To take away the skull or to not take away the skull is a question that some doctors have when they are coming up with a care plan for a patient who suffered a severe traumatic brain injury. The risks of a partial craniectomy are considerable, but a new study shows that those risks might be worth the benefits.
The study was aimed at determining if a decompressive craniectomy could save lives and what sort of quality of life the brain injury patients could have after the surgery. The results of the study were pretty amazing.
More than 400 patients were randomly assigned either the surgery or no surgery as part of their treatment for a severe TBI. The death rate of the groups after six months was astounding. The group that had the surgery had a death rate of 27 percent. While that might seem astronomical, it really isn't when you compare it to the death rate of patients who didn't have the surgery. The death rate for that group was a whopping 49 percent.

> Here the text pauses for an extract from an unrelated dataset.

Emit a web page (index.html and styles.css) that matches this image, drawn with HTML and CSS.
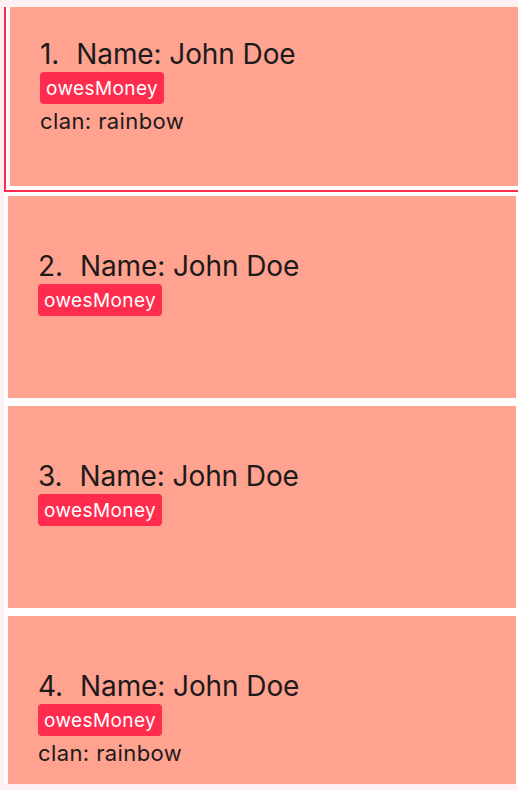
FILE: index.html
```html
<!DOCTYPE html>
<html>
<head>
<meta charset="utf-8">
<link rel="stylesheet" href="styles.css">
</head>
<body>
<div class="list">
  <div class="list-inner">
    <div class="cell selected">
      <div class="card">
        <div class="title"><span class="idx">1.</span><span class="name">Name: John Doe</span></div>
        <div class="tags"><span class="tag">owesMoney</span></div>
        <div class="clan">clan: rainbow</div>
      </div>
    </div>
    <div class="cell">
      <div class="card">
        <div class="title"><span class="idx">2.</span><span class="name">Name: John Doe</span></div>
        <div class="tags"><span class="tag">owesMoney</span></div>
      </div>
    </div>
    <div class="cell">
      <div class="card">
        <div class="title"><span class="idx">3.</span><span class="name">Name: John Doe</span></div>
        <div class="tags"><span class="tag">owesMoney</span></div>
      </div>
    </div>
    <div class="cell">
      <div class="card">
        <div class="title"><span class="idx">4.</span><span class="name">Name: John Doe</span></div>
        <div class="tags"><span class="tag">owesMoney</span></div>
        <div class="clan">clan: rainbow</div>
      </div>
    </div>
  </div>
</div>
</body>
</html>
```

FILE: styles.css
```css
html, body {
  margin: 0;
  padding: 0;
  background: #fff0f3;
  font-family: Inter, "Noto Sans", sans-serif;
  color: #1c1a1a;
}

.list {
  margin: 7px 0 0 4px;
  height: 777px;
  overflow: hidden;
  background: #ffffff;
}

.list-inner {
  margin-top: -29px;
  display: flex;
  flex-direction: column;
}

.cell {
  padding: 4px 2px 4px 4px;
  width: 508px;
}

.cell.selected {
  border: 2px solid #ff2a4d;
  width: 508px;
}

.card {
  height: 202px;
  box-sizing: border-box;
  background: #ffa28f;
  padding: 53px 0 0 30px;
  display: flex;
  flex-direction: column;
  align-items: flex-start;
}

.title {
  font-size: 28px;
  line-height: 34px;
  display: flex;
  gap: 17px;
  letter-spacing: -0.1px;
}

.tags {
  margin-top: 1px;
  display: flex;
}

.tag {
  background: #ff2c4e;
  color: #ffffff;
  font-size: 19px;
  line-height: 23px;
  letter-spacing: 0.4px;
  padding: 5px 6px 4px 6px;
  border-radius: 4px;
}

.clan {
  margin-top: 4px;
  font-size: 22px;
  line-height: 26px;
  letter-spacing: 0.4px;
}
```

On the flip side of that good news is that the study seemed to indicate that patients who have the surgery are more likely to remain in a vegetative state than those who don't have it. Only 2 percent of patients without the surgery were in a vegetative state six months after the injury, and 8.5 percent of patients who had the surgery remained in a vegetative state at that time.
It is difficult for a doctor to base a decision only on a study like this. It is crucial that doctors take all of the patient's case into account before deciding on a treatment. For some patients, seeking compensation might be the springboard they need to afford the medical care that can help them.